-- What the exercise asks --
Going through the material below, please gather all lines with the word "this" in them.

-- Supplied data --

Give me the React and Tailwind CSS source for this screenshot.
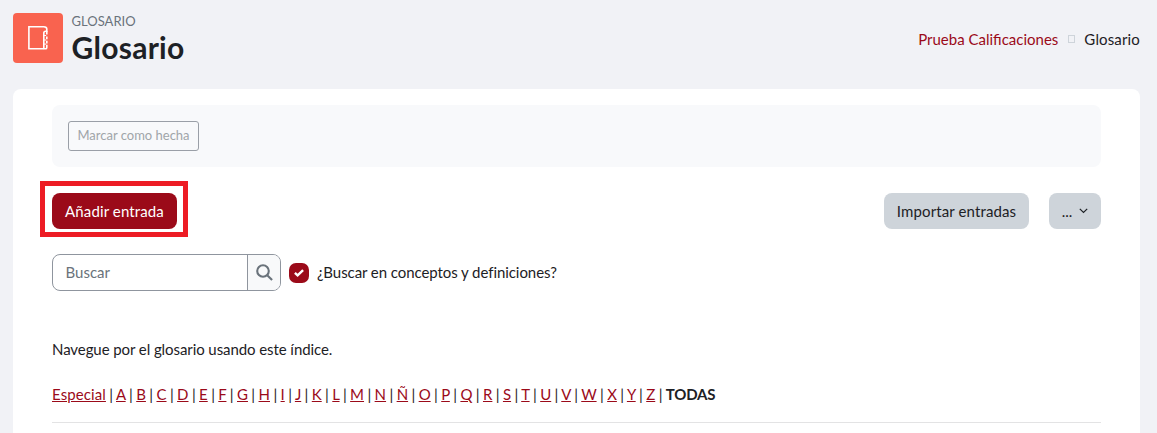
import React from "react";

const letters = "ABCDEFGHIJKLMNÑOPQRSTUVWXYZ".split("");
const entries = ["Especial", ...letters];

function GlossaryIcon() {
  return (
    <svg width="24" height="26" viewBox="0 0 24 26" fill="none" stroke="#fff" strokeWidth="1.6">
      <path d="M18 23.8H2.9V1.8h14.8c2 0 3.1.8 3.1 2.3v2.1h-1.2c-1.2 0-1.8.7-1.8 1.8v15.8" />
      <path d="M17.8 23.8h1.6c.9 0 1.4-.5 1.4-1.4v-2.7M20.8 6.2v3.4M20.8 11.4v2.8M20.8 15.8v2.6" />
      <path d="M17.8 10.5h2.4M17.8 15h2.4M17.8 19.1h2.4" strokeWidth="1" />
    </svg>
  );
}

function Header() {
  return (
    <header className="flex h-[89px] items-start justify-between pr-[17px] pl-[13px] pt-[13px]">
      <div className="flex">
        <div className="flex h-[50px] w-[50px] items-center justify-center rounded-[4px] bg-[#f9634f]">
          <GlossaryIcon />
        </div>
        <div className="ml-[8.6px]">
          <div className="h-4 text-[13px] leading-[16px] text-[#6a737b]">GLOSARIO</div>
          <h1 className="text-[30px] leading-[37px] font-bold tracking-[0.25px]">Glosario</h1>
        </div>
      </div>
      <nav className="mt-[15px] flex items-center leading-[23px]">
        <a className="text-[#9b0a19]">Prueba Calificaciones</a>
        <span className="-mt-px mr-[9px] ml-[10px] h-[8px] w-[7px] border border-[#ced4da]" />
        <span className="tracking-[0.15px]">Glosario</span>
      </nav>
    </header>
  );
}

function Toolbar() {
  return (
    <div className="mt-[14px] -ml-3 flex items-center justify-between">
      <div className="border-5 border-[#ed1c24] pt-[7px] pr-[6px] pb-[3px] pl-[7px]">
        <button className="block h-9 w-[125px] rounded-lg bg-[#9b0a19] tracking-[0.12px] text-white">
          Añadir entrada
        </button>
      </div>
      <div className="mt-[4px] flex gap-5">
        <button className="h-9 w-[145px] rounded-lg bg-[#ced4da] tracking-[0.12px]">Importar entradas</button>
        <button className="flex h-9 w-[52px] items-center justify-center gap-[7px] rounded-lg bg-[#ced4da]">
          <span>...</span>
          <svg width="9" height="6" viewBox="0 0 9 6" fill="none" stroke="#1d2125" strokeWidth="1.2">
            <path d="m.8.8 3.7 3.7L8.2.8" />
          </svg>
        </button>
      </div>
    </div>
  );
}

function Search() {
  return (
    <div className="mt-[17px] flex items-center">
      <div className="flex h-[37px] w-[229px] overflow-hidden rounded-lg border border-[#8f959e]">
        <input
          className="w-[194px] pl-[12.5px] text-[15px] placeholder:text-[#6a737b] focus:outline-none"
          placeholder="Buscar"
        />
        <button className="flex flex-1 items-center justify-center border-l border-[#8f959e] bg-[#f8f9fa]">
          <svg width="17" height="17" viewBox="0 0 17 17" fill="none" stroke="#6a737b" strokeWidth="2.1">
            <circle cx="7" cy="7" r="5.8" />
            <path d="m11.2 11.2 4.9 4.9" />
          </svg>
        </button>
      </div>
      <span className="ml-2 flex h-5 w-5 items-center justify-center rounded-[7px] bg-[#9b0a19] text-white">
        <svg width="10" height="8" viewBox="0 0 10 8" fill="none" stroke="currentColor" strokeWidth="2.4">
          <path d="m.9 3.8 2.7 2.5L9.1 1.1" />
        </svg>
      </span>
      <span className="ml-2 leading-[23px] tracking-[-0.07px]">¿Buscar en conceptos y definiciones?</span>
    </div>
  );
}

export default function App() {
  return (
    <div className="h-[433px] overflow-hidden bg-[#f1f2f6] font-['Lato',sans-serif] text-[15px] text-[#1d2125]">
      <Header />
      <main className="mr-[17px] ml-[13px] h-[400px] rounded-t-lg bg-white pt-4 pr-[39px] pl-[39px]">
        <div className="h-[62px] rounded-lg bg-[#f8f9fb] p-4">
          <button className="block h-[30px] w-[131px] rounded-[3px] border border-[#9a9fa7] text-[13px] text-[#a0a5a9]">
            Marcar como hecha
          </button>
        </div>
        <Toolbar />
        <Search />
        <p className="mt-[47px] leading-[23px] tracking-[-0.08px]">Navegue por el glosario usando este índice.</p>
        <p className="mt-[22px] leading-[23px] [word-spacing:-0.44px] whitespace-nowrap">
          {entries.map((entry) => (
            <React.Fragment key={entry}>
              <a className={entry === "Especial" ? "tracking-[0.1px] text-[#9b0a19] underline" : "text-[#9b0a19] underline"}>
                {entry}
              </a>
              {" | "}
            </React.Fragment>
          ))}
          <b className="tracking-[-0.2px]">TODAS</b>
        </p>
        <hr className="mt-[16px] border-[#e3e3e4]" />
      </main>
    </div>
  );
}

==

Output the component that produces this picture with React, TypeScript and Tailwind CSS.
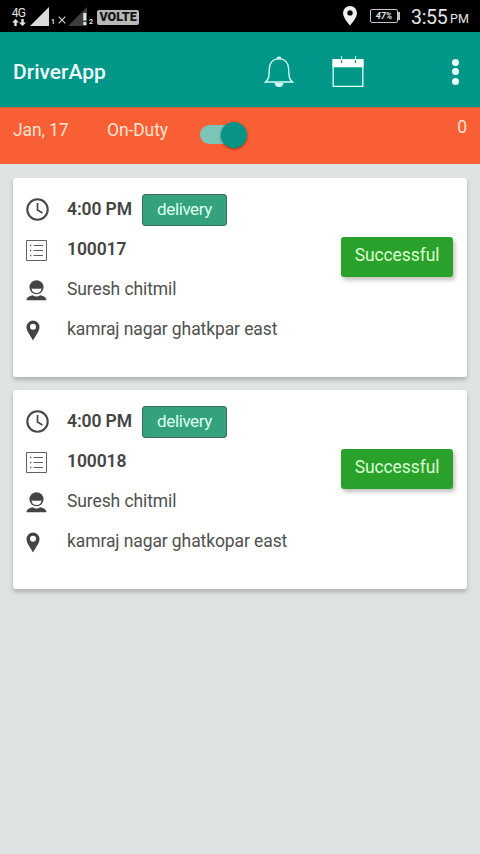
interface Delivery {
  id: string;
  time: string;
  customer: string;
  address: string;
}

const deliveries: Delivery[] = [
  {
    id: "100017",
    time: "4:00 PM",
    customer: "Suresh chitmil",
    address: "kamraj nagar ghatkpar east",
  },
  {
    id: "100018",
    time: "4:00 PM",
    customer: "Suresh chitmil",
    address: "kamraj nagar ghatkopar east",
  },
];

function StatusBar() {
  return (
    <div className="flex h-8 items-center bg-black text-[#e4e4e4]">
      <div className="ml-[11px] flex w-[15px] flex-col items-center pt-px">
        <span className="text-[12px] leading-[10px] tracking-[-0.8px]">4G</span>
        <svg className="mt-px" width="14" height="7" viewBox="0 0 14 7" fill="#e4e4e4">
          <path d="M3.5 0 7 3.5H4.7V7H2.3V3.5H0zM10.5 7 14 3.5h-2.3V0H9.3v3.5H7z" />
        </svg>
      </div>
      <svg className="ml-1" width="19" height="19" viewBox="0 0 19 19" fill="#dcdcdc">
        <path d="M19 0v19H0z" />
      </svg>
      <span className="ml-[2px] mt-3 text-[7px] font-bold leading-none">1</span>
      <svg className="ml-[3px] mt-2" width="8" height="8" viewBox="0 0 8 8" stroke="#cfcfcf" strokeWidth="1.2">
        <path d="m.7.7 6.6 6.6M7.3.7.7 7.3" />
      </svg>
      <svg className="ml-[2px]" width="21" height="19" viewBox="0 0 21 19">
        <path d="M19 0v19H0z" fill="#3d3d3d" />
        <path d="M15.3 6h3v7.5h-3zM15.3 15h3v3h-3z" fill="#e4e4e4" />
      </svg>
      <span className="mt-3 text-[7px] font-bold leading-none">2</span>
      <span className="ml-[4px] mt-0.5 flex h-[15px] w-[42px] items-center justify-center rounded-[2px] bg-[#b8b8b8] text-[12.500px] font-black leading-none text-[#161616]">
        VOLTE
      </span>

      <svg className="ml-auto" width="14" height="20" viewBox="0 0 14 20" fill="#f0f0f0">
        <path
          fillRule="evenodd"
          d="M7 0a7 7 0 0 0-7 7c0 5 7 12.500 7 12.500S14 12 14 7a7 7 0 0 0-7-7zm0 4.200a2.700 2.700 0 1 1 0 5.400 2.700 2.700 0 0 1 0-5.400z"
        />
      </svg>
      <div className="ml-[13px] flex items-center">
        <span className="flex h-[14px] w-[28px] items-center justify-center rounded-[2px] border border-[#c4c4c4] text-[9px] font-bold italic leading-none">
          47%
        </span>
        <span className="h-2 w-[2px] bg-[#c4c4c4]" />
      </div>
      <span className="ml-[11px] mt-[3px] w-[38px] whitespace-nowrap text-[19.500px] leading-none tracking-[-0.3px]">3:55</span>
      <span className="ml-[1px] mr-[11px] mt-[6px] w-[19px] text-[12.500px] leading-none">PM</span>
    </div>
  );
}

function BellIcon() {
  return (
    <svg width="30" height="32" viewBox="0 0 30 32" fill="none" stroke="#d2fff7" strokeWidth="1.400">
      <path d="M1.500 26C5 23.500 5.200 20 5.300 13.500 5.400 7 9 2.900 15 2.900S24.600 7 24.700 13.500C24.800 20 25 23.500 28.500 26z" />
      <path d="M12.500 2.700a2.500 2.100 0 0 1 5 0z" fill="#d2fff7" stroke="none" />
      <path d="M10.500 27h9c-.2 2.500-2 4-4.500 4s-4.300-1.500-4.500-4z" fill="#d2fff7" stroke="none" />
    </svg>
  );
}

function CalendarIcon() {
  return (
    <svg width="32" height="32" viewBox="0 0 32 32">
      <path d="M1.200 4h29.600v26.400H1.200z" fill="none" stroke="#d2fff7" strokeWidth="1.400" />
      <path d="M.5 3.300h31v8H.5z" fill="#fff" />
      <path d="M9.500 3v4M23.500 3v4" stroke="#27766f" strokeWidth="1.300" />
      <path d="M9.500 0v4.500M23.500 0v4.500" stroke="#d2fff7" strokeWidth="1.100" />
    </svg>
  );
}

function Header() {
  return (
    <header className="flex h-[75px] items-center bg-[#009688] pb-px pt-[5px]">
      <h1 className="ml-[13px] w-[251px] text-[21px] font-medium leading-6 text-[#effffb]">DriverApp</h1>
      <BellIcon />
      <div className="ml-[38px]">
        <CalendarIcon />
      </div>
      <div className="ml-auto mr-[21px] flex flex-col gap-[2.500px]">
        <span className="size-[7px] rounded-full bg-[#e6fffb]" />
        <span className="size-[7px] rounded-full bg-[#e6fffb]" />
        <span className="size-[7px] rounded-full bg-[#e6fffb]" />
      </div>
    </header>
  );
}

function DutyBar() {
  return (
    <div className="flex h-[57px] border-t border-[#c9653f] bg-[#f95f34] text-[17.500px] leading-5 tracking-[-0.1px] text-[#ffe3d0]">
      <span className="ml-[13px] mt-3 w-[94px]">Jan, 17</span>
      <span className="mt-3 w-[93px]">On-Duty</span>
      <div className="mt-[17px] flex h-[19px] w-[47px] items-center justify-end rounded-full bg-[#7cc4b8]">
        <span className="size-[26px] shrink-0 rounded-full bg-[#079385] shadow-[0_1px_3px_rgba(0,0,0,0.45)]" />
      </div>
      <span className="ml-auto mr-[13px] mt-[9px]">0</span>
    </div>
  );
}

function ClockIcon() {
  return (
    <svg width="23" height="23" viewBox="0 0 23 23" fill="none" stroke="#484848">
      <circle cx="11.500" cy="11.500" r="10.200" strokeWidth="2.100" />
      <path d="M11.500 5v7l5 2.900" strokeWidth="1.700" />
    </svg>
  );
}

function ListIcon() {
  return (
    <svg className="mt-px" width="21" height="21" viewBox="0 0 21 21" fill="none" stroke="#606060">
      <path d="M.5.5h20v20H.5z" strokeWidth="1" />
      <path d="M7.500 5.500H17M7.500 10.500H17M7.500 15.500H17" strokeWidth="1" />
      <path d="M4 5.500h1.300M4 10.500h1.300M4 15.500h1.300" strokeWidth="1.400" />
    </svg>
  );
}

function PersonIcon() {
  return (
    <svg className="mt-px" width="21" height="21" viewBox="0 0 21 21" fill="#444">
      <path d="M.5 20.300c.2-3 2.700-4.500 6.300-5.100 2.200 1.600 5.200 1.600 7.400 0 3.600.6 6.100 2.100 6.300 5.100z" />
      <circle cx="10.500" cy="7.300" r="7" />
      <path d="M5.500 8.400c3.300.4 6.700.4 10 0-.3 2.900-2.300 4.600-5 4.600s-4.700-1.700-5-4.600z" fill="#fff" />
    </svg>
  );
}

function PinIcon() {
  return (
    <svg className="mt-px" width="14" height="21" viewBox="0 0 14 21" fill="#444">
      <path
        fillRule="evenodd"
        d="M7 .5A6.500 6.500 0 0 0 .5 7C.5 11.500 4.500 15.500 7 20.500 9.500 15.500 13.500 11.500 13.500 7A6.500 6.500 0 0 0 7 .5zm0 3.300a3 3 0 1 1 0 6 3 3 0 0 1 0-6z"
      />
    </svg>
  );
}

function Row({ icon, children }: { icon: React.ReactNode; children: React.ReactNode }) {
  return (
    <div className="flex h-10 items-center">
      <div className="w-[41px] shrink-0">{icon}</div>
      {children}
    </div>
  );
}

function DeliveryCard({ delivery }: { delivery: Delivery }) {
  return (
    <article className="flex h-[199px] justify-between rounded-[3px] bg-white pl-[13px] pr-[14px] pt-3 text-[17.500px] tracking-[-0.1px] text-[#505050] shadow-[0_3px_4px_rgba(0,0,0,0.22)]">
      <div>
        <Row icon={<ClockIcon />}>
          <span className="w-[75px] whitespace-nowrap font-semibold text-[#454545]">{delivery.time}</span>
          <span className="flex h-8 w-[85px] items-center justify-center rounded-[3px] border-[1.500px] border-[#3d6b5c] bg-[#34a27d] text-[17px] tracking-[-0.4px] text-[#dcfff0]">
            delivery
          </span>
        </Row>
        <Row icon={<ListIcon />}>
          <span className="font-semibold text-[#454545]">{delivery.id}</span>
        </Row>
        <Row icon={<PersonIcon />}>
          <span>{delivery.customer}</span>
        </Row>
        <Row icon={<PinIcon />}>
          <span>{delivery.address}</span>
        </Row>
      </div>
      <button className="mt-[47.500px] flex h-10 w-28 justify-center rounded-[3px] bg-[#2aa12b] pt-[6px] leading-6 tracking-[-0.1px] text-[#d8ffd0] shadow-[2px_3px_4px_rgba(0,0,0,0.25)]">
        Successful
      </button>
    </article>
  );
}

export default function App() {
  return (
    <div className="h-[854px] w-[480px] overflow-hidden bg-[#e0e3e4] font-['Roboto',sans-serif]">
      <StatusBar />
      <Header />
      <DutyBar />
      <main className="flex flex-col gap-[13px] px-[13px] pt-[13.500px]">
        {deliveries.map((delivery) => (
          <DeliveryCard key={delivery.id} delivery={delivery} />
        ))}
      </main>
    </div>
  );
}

---

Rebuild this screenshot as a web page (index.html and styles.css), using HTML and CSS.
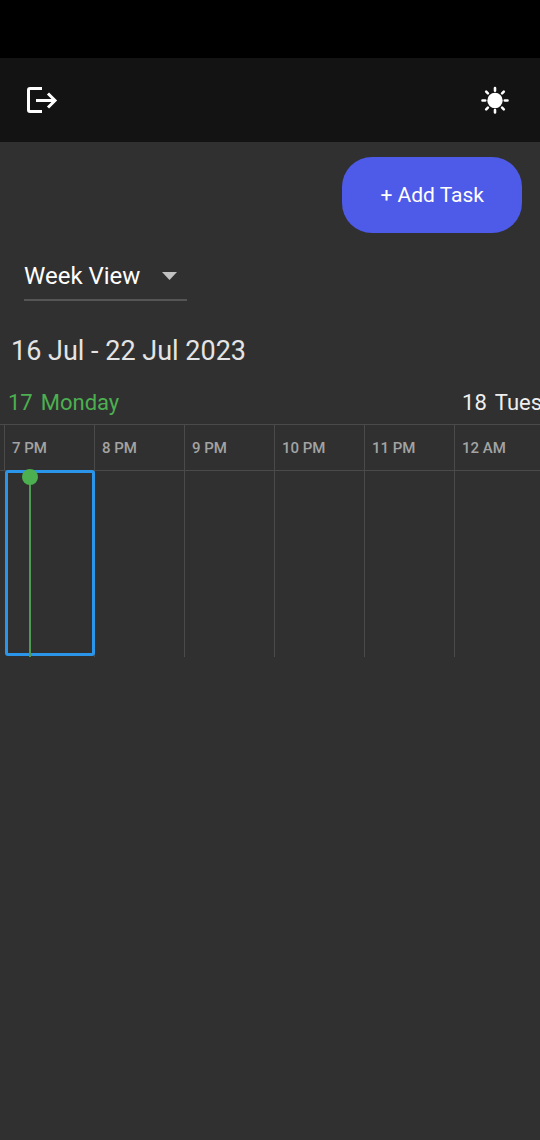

-- Worked solution --
Give me the React and Tailwind CSS source for this screenshot.
Output the component that produces this picture with React, TypeScript and Tailwind CSS.
Rebuild this screenshot as a web page (index.html and styles.css), using HTML and CSS.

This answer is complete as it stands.